* _YOUR GOAL_:
Copy the data below exactly, omitting any picture it contains.

....

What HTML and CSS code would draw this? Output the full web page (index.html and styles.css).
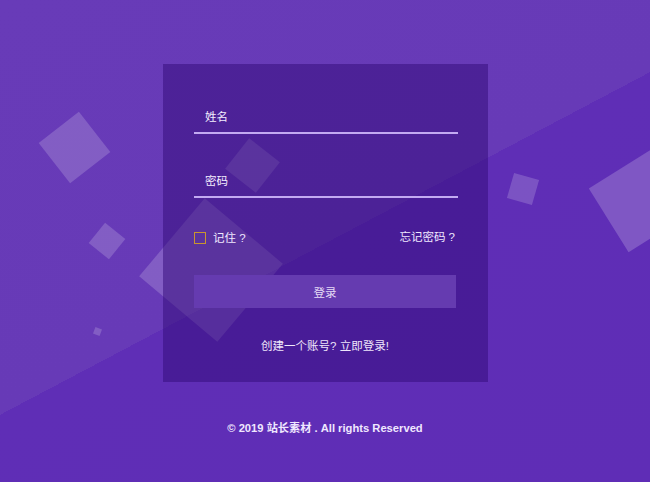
FILE: index.html
```html
<!DOCTYPE html>
<html lang="zh-CN">
<head>
<meta charset="utf-8">
<title>登录</title>
<link rel="stylesheet" href="styles.css">
</head>
<body>
<div class="shapes" aria-hidden="true">
  <div class="sq sq1"></div>
  <div class="sq sq2"></div>
  <div class="sq sq3"></div>
  <div class="sq sq4"></div>
  <div class="sq sq5"></div>
  <div class="sq sq6"></div>
  <div class="sq sq7"></div>
</div>
<main class="page">
  <form class="card">
    <input class="field field-first" type="text" placeholder="姓名">
    <input class="field field-second" type="password" placeholder="密码">
    <div class="options">
      <label class="remember"><input class="check" type="checkbox"><span>记住 ?</span></label>
      <a class="forgot" href="#">忘记密码 ?</a>
    </div>
    <button class="submit" type="button">登录</button>
    <p class="signup">创建一个账号? 立即登录!</p>
  </form>
  <footer class="footer">© 2019 站长素材 . All rights Reserved</footer>
</main>
</body>
</html>
```
FILE: styles.css
```css
html, body {
  margin: 0;
  padding: 0;
  height: 100%;
}
body {
  position: relative;
  overflow: hidden;
  font-family: "Liberation Sans", "Noto Sans CJK SC", sans-serif;
  background: linear-gradient(152.2deg, #683bb8 0%, #673ab7 50.3%, #5f2eb6 50.3%, #5f2db6 100%);
  color: #f0e8ff;
}
.shapes {
  position: absolute;
  inset: 0;
  z-index: 0;
  overflow: hidden;
}
.sq {
  position: absolute;
  background: rgba(255, 255, 255, 0.18);
}
.sq1 { left: 48.5px; top: 121.5px; width: 51px; height: 51px; transform: rotate(52deg); }
.sq2 { left: 94px; top: 228px; width: 26px; height: 26px; transform: rotate(39deg); }
.sq3 { left: 93.5px; top: 327.5px; width: 7px; height: 7px; transform: rotate(20deg); }
.sq4 { left: 160px; top: 219px; width: 102px; height: 102px; transform: rotate(40deg); }
.sq5 { left: 232.5px; top: 145.5px; width: 39px; height: 39px; transform: rotate(38deg); }
.sq6 { left: 510px; top: 176px; width: 26px; height: 26px; transform: rotate(16deg); }
.sq7 { left: 602.5px; top: 162.5px; width: 75px; height: 75px; transform: rotate(58deg); background: rgba(255, 255, 255, 0.2); }

.page {
  position: relative;
  z-index: 1;
  display: flex;
  flex-direction: column;
  align-items: center;
  padding-top: 64px;
}
.card {
  box-sizing: border-box;
  width: 325px;
  height: 318px;
  margin: 0 0 0 1px;
  padding: 35px 30px 0 31px;
  background: rgba(50, 10, 120, 0.5);
  display: flex;
  flex-direction: column;
}
.field {
  box-sizing: border-box;
  display: block;
  width: 264px;
  height: 35px;
  margin: 0;
  padding: 3px 10px 0 11px;
  border: 0;
  border-bottom: 2px solid #c3aaf2;
  background: transparent;
  outline: none;
  font-family: "Liberation Sans", "Noto Sans CJK SC", sans-serif;
  font-size: 11.5px;
  color: #f4eeff;
}
.field::placeholder {
  color: #f4eeff;
  opacity: 1;
}
.field-second {
  margin-top: 29px;
}
.options {
  display: flex;
  justify-content: space-between;
  align-items: center;
  height: 16px;
  margin-top: 31px;
  width: 262px;
  font-size: 11.5px;
}
.remember {
  display: flex;
  align-items: center;
  gap: 7px;
  color: #f0e8ff;
}
.check {
  appearance: none;
  -webkit-appearance: none;
  box-sizing: border-box;
  width: 12px;
  height: 12px;
  margin: 1px 0 0;
  border: 1.5px solid #c9952e;
  background: transparent;
}
.forgot {
  color: #f0e8ff;
  text-decoration: none;
  margin-right: 1px;
  margin-top: -2px;
}
.submit {
  width: 262px;
  height: 33px;
  margin-top: 30px;
  padding: 0;
  border: 0;
  background: #653bb0;
  color: #e6dcf6;
  font-family: "Liberation Sans", "Noto Sans CJK SC", sans-serif;
  font-size: 11.5px;
}
.signup {
  margin: 30px 0 0;
  width: 262px;
  text-align: center;
  line-height: 16px;
  font-size: 11.5px;
  color: #eee6fb;
}
.footer {
  margin-top: 38px;
  line-height: 16px;
  font-size: 11.2px;
  font-weight: bold;
  color: #f0e8ff;
}
```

....

* _RESULT BELOW_:
What HTML and CSS code would draw this? Output the full web page (index.html and styles.css).
FILE: index.html
```html
<!DOCTYPE html>
<html lang="zh-CN">
<head>
<meta charset="utf-8">
<title>登录</title>
<link rel="stylesheet" href="styles.css">
</head>
<body>
<div class="shapes" aria-hidden="true">
  <div class="sq sq1"></div>
  <div class="sq sq2"></div>
  <div class="sq sq3"></div>
  <div class="sq sq4"></div>
  <div class="sq sq5"></div>
  <div class="sq sq6"></div>
  <div class="sq sq7"></div>
</div>
<main class="page">
  <form class="card">
    <input class="field field-first" type="text" placeholder="姓名">
    <input class="field field-second" type="password" placeholder="密码">
    <div class="options">
      <label class="remember"><input class="check" type="checkbox"><span>记住 ?</span></label>
      <a class="forgot" href="#">忘记密码 ?</a>
    </div>
    <button class="submit" type="button">登录</button>
    <p class="signup">创建一个账号? 立即登录!</p>
  </form>
  <footer class="footer">© 2019 站长素材 . All rights Reserved</footer>
</main>
</body>
</html>
```
FILE: styles.css
```css
html, body {
  margin: 0;
  padding: 0;
  height: 100%;
}
body {
  position: relative;
  overflow: hidden;
  font-family: "Liberation Sans", "Noto Sans CJK SC", sans-serif;
  background: linear-gradient(152.2deg, #683bb8 0%, #673ab7 50.3%, #5f2eb6 50.3%, #5f2db6 100%);
  color: #f0e8ff;
}
.shapes {
  position: absolute;
  inset: 0;
  z-index: 0;
  overflow: hidden;
}
.sq {
  position: absolute;
  background: rgba(255, 255, 255, 0.18);
}
.sq1 { left: 48.5px; top: 121.5px; width: 51px; height: 51px; transform: rotate(52deg); }
.sq2 { left: 94px; top: 228px; width: 26px; height: 26px; transform: rotate(39deg); }
.sq3 { left: 93.5px; top: 327.5px; width: 7px; height: 7px; transform: rotate(20deg); }
.sq4 { left: 160px; top: 219px; width: 102px; height: 102px; transform: rotate(40deg); }
.sq5 { left: 232.5px; top: 145.5px; width: 39px; height: 39px; transform: rotate(38deg); }
.sq6 { left: 510px; top: 176px; width: 26px; height: 26px; transform: rotate(16deg); }
.sq7 { left: 602.5px; top: 162.5px; width: 75px; height: 75px; transform: rotate(58deg); background: rgba(255, 255, 255, 0.2); }

.page {
  position: relative;
  z-index: 1;
  display: flex;
  flex-direction: column;
  align-items: center;
  padding-top: 64px;
}
.card {
  box-sizing: border-box;
  width: 325px;
  height: 318px;
  margin: 0 0 0 1px;
  padding: 35px 30px 0 31px;
  background: rgba(50, 10, 120, 0.5);
  display: flex;
  flex-direction: column;
}
.field {
  box-sizing: border-box;
  display: block;
  width: 264px;
  height: 35px;
  margin: 0;
  padding: 3px 10px 0 11px;
  border: 0;
  border-bottom: 2px solid #c3aaf2;
  background: transparent;
  outline: none;
  font-family: "Liberation Sans", "Noto Sans CJK SC", sans-serif;
  font-size: 11.5px;
  color: #f4eeff;
}
.field::placeholder {
  color: #f4eeff;
  opacity: 1;
}
.field-second {
  margin-top: 29px;
}
.options {
  display: flex;
  justify-content: space-between;
  align-items: center;
  height: 16px;
  margin-top: 31px;
  width: 262px;
  font-size: 11.5px;
}
.remember {
  display: flex;
  align-items: center;
  gap: 7px;
  color: #f0e8ff;
}
.check {
  appearance: none;
  -webkit-appearance: none;
  box-sizing: border-box;
  width: 12px;
  height: 12px;
  margin: 1px 0 0;
  border: 1.5px solid #c9952e;
  background: transparent;
}
.forgot {
  color: #f0e8ff;
  text-decoration: none;
  margin-right: 1px;
  margin-top: -2px;
}
.submit {
  width: 262px;
  height: 33px;
  margin-top: 30px;
  padding: 0;
  border: 0;
  background: #653bb0;
  color: #e6dcf6;
  font-family: "Liberation Sans", "Noto Sans CJK SC", sans-serif;
  font-size: 11.5px;
}
.signup {
  margin: 30px 0 0;
  width: 262px;
  text-align: center;
  line-height: 16px;
  font-size: 11.5px;
  color: #eee6fb;
}
.footer {
  margin-top: 38px;
  line-height: 16px;
  font-size: 11.2px;
  font-weight: bold;
  color: #f0e8ff;
}
```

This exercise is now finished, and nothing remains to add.